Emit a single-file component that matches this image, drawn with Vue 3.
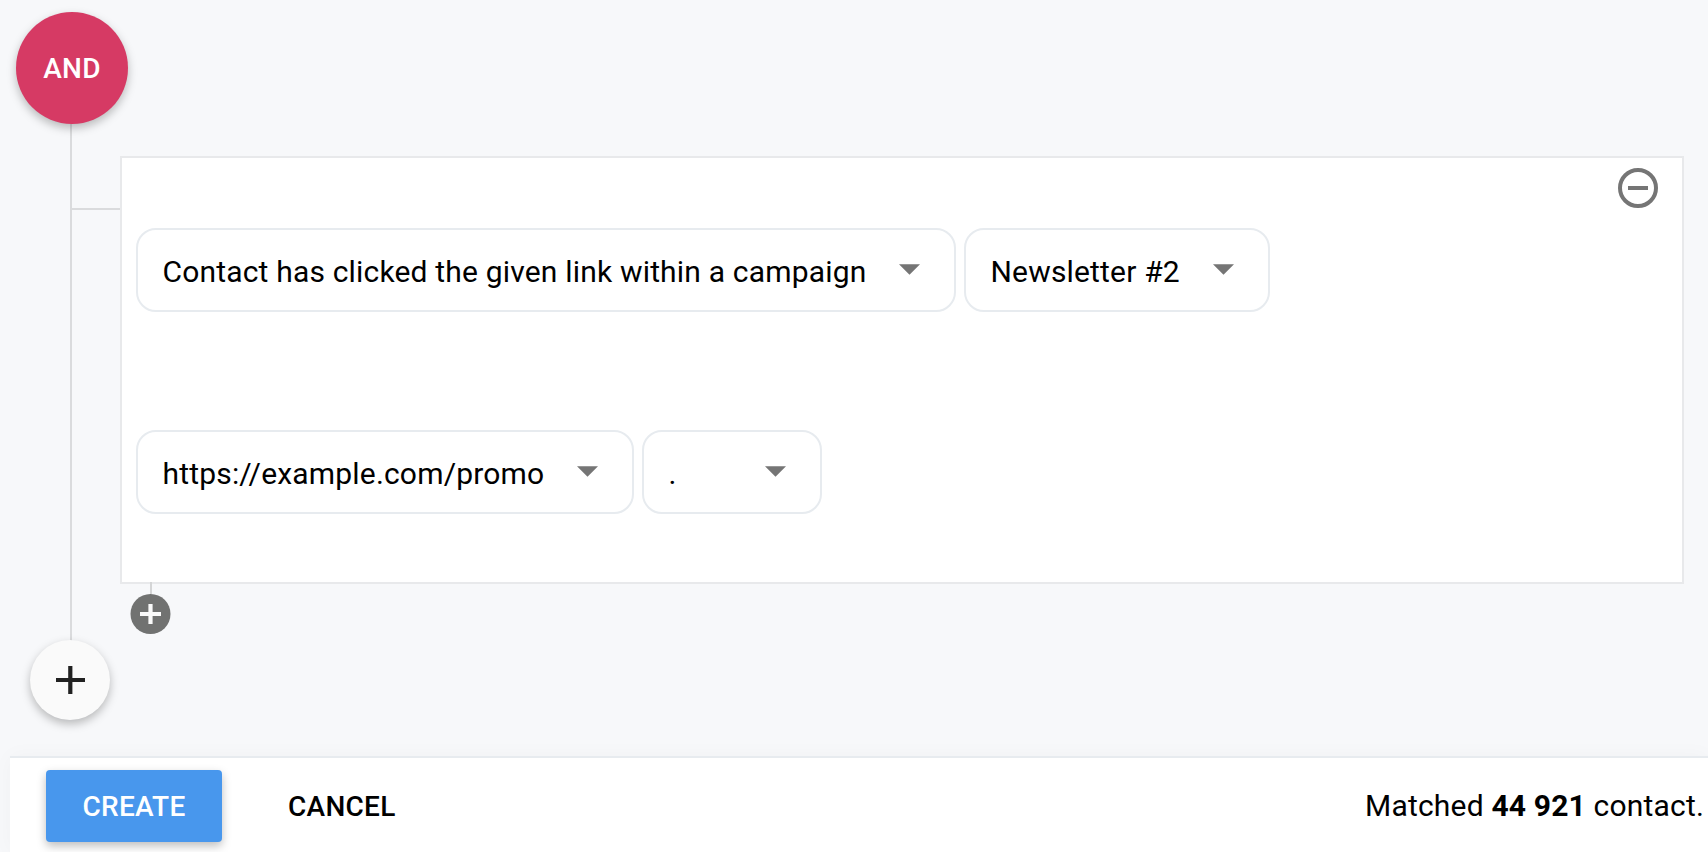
<script setup>
const rows = [
  [
    { label: 'Contact has clicked the given link within a campaign', size: 'event' },
    { label: 'Newsletter #2', size: 'campaign' },
  ],
  [
    { label: 'https://example.com/promo', size: 'link' },
    { label: '.', size: 'period' },
  ],
]
</script>

<template>
  <div class="page">
    <main class="builder">
      <div class="trunk"></div>
      <button class="operator">AND</button>
      <div class="group">
        <div class="branch"></div>
        <section class="card">
          <button class="remove" aria-label="Remove condition">
            <svg width="40" height="40" viewBox="0 0 40 40">
              <circle cx="20" cy="20" r="18" fill="none" stroke="#757575" stroke-width="4" />
              <path d="M10 18h20v4H10z" fill="#757575" />
            </svg>
          </button>
          <div v-for="(row, i) in rows" :key="i" class="row">
            <div v-for="s in row" :key="s.size" class="select" :class="s.size">
              <span class="label">{{ s.label }}</span>
              <svg class="arrow" width="21" height="11" viewBox="0 0 21 11">
                <path d="M0 .3h21L10.5 10.8z" fill="#757575" />
              </svg>
            </div>
          </div>
        </section>
        <div class="stem"></div>
        <button class="nested" aria-label="Add nested condition">
          <svg width="41" height="40" viewBox="0 0 41 40">
            <circle cx="20.5" cy="20" r="20" fill="#717271" />
            <path d="M18.4 10h4.2v8H31v4h-8.4v8h-4.2v-8H10v-4h8.4z" fill="#fafafa" />
          </svg>
        </button>
      </div>
      <button class="add" aria-label="Add condition">
        <svg width="30" height="28" viewBox="0 0 30 28">
          <path d="M13.2 0h4.2v12H30v4H17.4v12h-4.2V16H1v-4h12.2z" fill="#212121" />
        </svg>
      </button>
    </main>
    <footer class="footer">
      <button class="create">CREATE</button>
      <button class="cancel">CANCEL</button>
      <p class="matched">Matched <b>44 921</b> contact.</p>
    </footer>
  </div>
</template>

<style>
body {
  margin: 0;
  background: #f7f8fa;
}
</style>

<style scoped>
.page {
  display: flex;
  flex-direction: column;
  width: 1708px;
  height: 852px;
  overflow: hidden;
  background: #f7f8fa;
  font-family: Roboto, sans-serif;
  font-size: 30px;
  letter-spacing: 0.18px;
  color: #000;
}
button {
  display: flex;
  align-items: center;
  justify-content: center;
  box-sizing: border-box;
  padding: 0;
  border: 0;
  background: none;
  font: 500 28px/36px Roboto, sans-serif;
  letter-spacing: 0.28px;
}
svg {
  display: block;
  flex: none;
}
.builder {
  position: relative;
  height: 744px;
  padding-top: 12px;
  flex: none;
}
.trunk {
  position: absolute;
  left: 70px;
  top: 100px;
  width: 2px;
  height: 560px;
  background: #dadbdd;
}
.operator {
  position: relative;
  width: 112px;
  height: 112px;
  margin-left: 16px;
  padding-top: 2px;
  border-radius: 50%;
  background: #d63a64;
  color: #fff;
  box-shadow: 0 4px 10px rgba(0, 0, 0, 0.26);
}
.group {
  position: relative;
  margin: 32px 24px 0 120px;
  height: 484px;
}
.branch {
  position: absolute;
  left: -48px;
  top: 52px;
  width: 48px;
  height: 2px;
  background: #dadbdd;
}
.card {
  position: relative;
  display: flex;
  flex-direction: column;
  gap: 118px;
  box-sizing: border-box;
  height: 428px;
  padding: 70px 14px 0;
  border: 2px solid #e8e9eb;
  background: #fff;
}
.remove {
  position: absolute;
  right: 24px;
  top: 10px;
}
.row {
  display: flex;
  gap: 8px;
}
.select {
  display: flex;
  align-items: center;
  justify-content: space-between;
  box-sizing: border-box;
  height: 84px;
  padding: 0 34px 0 24.5px;
  border: 2px solid #e7ebef;
  border-radius: 20px;
  white-space: nowrap;
}
.label {
  padding-top: 3px;
  line-height: 36px;
}
.arrow {
  margin-top: -1px;
}
.event { width: 820px; }
.campaign { width: 306px; }
.link { width: 498px; }
.period { width: 180px; }
.stem {
  width: 2px;
  height: 12px;
  margin: -2px 0 0 30px;
  position: relative;
  background: #d4d5d6;
}
.nested {
  margin-left: 10px;
}
.add {
  position: relative;
  width: 80px;
  height: 80px;
  margin-left: 30px;
  border-radius: 50%;
  background: #fafafa;
  box-shadow: 0 4px 10px rgba(0, 0, 0, 0.26);
}
.footer {
  display: flex;
  align-items: center;
  box-sizing: border-box;
  height: 96px;
  margin-left: 10px;
  padding: 2px 4px 0 36px;
  border-top: 2px solid #e7ebef;
  background: #fff;
  box-shadow: 0 0 20px rgba(0, 0, 0, 0.03);
}
.create {
  width: 176px;
  height: 72px;
  padding-top: 2px;
  border-radius: 4px;
  background: #4897ed;
  color: #fff;
  box-shadow: 0 4px 10px rgba(0, 0, 0, 0.26);
}
.cancel {
  margin-left: 66px;
  padding-top: 2px;
  color: #000;
}
.matched {
  margin: 0 0 0 auto;
  line-height: 36px;
}
.matched b {
  font-weight: 700;
}
</style>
□ □ □
Repeat the material above in full and exactly, omitting the pictures.

▶ **THE RESULT**:
Emit a single-file component that matches this image, drawn with Vue 3.
<script setup>
const rows = [
  [
    { label: 'Contact has clicked the given link within a campaign', size: 'event' },
    { label: 'Newsletter #2', size: 'campaign' },
  ],
  [
    { label: 'https://example.com/promo', size: 'link' },
    { label: '.', size: 'period' },
  ],
]
</script>

<template>
  <div class="page">
    <main class="builder">
      <div class="trunk"></div>
      <button class="operator">AND</button>
      <div class="group">
        <div class="branch"></div>
        <section class="card">
          <button class="remove" aria-label="Remove condition">
            <svg width="40" height="40" viewBox="0 0 40 40">
              <circle cx="20" cy="20" r="18" fill="none" stroke="#757575" stroke-width="4" />
              <path d="M10 18h20v4H10z" fill="#757575" />
            </svg>
          </button>
          <div v-for="(row, i) in rows" :key="i" class="row">
            <div v-for="s in row" :key="s.size" class="select" :class="s.size">
              <span class="label">{{ s.label }}</span>
              <svg class="arrow" width="21" height="11" viewBox="0 0 21 11">
                <path d="M0 .3h21L10.5 10.8z" fill="#757575" />
              </svg>
            </div>
          </div>
        </section>
        <div class="stem"></div>
        <button class="nested" aria-label="Add nested condition">
          <svg width="41" height="40" viewBox="0 0 41 40">
            <circle cx="20.5" cy="20" r="20" fill="#717271" />
            <path d="M18.4 10h4.2v8H31v4h-8.4v8h-4.2v-8H10v-4h8.4z" fill="#fafafa" />
          </svg>
        </button>
      </div>
      <button class="add" aria-label="Add condition">
        <svg width="30" height="28" viewBox="0 0 30 28">
          <path d="M13.2 0h4.2v12H30v4H17.4v12h-4.2V16H1v-4h12.2z" fill="#212121" />
        </svg>
      </button>
    </main>
    <footer class="footer">
      <button class="create">CREATE</button>
      <button class="cancel">CANCEL</button>
      <p class="matched">Matched <b>44 921</b> contact.</p>
    </footer>
  </div>
</template>

<style>
body {
  margin: 0;
  background: #f7f8fa;
}
</style>

<style scoped>
.page {
  display: flex;
  flex-direction: column;
  width: 1708px;
  height: 852px;
  overflow: hidden;
  background: #f7f8fa;
  font-family: Roboto, sans-serif;
  font-size: 30px;
  letter-spacing: 0.18px;
  color: #000;
}
button {
  display: flex;
  align-items: center;
  justify-content: center;
  box-sizing: border-box;
  padding: 0;
  border: 0;
  background: none;
  font: 500 28px/36px Roboto, sans-serif;
  letter-spacing: 0.28px;
}
svg {
  display: block;
  flex: none;
}
.builder {
  position: relative;
  height: 744px;
  padding-top: 12px;
  flex: none;
}
.trunk {
  position: absolute;
  left: 70px;
  top: 100px;
  width: 2px;
  height: 560px;
  background: #dadbdd;
}
.operator {
  position: relative;
  width: 112px;
  height: 112px;
  margin-left: 16px;
  padding-top: 2px;
  border-radius: 50%;
  background: #d63a64;
  color: #fff;
  box-shadow: 0 4px 10px rgba(0, 0, 0, 0.26);
}
.group {
  position: relative;
  margin: 32px 24px 0 120px;
  height: 484px;
}
.branch {
  position: absolute;
  left: -48px;
  top: 52px;
  width: 48px;
  height: 2px;
  background: #dadbdd;
}
.card {
  position: relative;
  display: flex;
  flex-direction: column;
  gap: 118px;
  box-sizing: border-box;
  height: 428px;
  padding: 70px 14px 0;
  border: 2px solid #e8e9eb;
  background: #fff;
}
.remove {
  position: absolute;
  right: 24px;
  top: 10px;
}
.row {
  display: flex;
  gap: 8px;
}
.select {
  display: flex;
  align-items: center;
  justify-content: space-between;
  box-sizing: border-box;
  height: 84px;
  padding: 0 34px 0 24.5px;
  border: 2px solid #e7ebef;
  border-radius: 20px;
  white-space: nowrap;
}
.label {
  padding-top: 3px;
  line-height: 36px;
}
.arrow {
  margin-top: -1px;
}
.event { width: 820px; }
.campaign { width: 306px; }
.link { width: 498px; }
.period { width: 180px; }
.stem {
  width: 2px;
  height: 12px;
  margin: -2px 0 0 30px;
  position: relative;
  background: #d4d5d6;
}
.nested {
  margin-left: 10px;
}
.add {
  position: relative;
  width: 80px;
  height: 80px;
  margin-left: 30px;
  border-radius: 50%;
  background: #fafafa;
  box-shadow: 0 4px 10px rgba(0, 0, 0, 0.26);
}
.footer {
  display: flex;
  align-items: center;
  box-sizing: border-box;
  height: 96px;
  margin-left: 10px;
  padding: 2px 4px 0 36px;
  border-top: 2px solid #e7ebef;
  background: #fff;
  box-shadow: 0 0 20px rgba(0, 0, 0, 0.03);
}
.create {
  width: 176px;
  height: 72px;
  padding-top: 2px;
  border-radius: 4px;
  background: #4897ed;
  color: #fff;
  box-shadow: 0 4px 10px rgba(0, 0, 0, 0.26);
}
.cancel {
  margin-left: 66px;
  padding-top: 2px;
  color: #000;
}
.matched {
  margin: 0 0 0 auto;
  line-height: 36px;
}
.matched b {
  font-weight: 700;
}
</style>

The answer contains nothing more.